I'm feeling like such a failure as a parent. What if it's too late to make a difference? I want all of my children to have the same opportunities and to feel equally loved. I'm grateful to be starting early (still not early enough) with my 2 youngest, but feel so bad for my big boys. I have so much love in my heart for my family and all I want is the best for them. I've tried explaining the changes and that punishments are no longer on the table. My boys are very intelligent and have such amazing hearts but I don't think they *trust* this change. How horrible am I that my children don't believe that I am willing and truly desire to change because of my love for them? How do I assure them that this change is real and help them achieve the desired goals of gentle discipline? To me, those goals are to love themselves and others as Christ has loved us.

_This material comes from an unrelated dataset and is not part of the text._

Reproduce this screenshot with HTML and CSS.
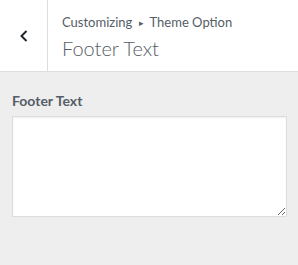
FILE: index.html
```html
<!DOCTYPE html>
<html lang="en">
  <head>
    <meta charset="UTF-8" />
    <title>Footer Text</title>
    <link rel="stylesheet" href="styles.css">
  </head>
  <body>
    <div class="section-header">
      <button type="button" class="back-button" aria-label="Back">
        <svg width="10" height="14" viewBox="0 0 10 14">
          <path d="M7.5 2 L2.5 7 L7.5 12" fill="none" stroke="#23282d" stroke-width="2" />
        </svg>
      </button>
      <div class="section-title">
        <span class="breadcrumb">Customizing <span class="sep">▸</span> Theme Option</span>
        <h3>Footer Text</h3>
      </div>
    </div>

    <div class="control">
      <label class="control-label" for="footerText">Footer Text</label>
      <textarea id="footerText" class="control-textarea" rows="5"></textarea>
    </div>
  </body>
</html>
```

FILE: styles.css
```css
* {
  margin: 0;
  padding: 0;
  box-sizing: border-box;
}

body {
  font-family: Lato, "Open Sans", sans-serif;
  background: #eeeeee;
  color: #555d66;
  height: 100vh;
}

.section-header {
  display: flex;
  height: 72px;
  background: white;
  border-bottom: 1px solid #dddddd;
}

.back-button {
  width: 48px;
  background: white;
  border: none;
  border-right: 1px solid #dddddd;
  display: flex;
  align-items: center;
  justify-content: center;
  padding-top: 1px;
  cursor: pointer;
}

.section-title {
  padding: 11px 14px 0;
  display: flex;
  flex-direction: column;
}

.breadcrumb {
  font-size: 13px;
  line-height: 22px;
  color: #555d66;
}

.breadcrumb .sep {
  font-size: 9px;
  vertical-align: 1px;
  margin: 0 3px;
}

.section-title h3 {
  font-size: 20px;
  font-weight: 300;
  line-height: 28px;
  color: #555d66;
}

.control {
  padding: 20px 12px;
}

.control-label {
  display: block;
  font-size: 14px;
  font-weight: 700;
  line-height: 18px;
  margin-bottom: 6px;
}

.control-textarea {
  display: block;
  width: 275px;
  height: 101px;
  border: 1px solid #dddddd;
  box-shadow: inset 0 1px 2px rgba(0, 0, 0, 0.07);
  background: white;
  font-family: inherit;
  font-size: 14px;
  padding: 2px 6px;
}
```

I want to help them to make the right decisions because deep down they know they are right, not because they don't want to be caught. I want them to take the feelings of others into consideration in the decision making process. I want them to be honest with their own feelings, especially to themselves. They should know that it's ok to be mad, frustrated, disappointed, or to merely have a different opinion than others.
I sound so whiny. Me, me, me, I, I, I...*sigh* The enemy knows when to attack, doesn't he? This time will pass and I know I will eventually find my stride, but I sure wish it were sooner rather than later.
Lord, protect my heart. Guide me to make the right decisions for myself & my children. Help me to correct past mistakes and help me to forgive myself as You have forgiven me. Amen.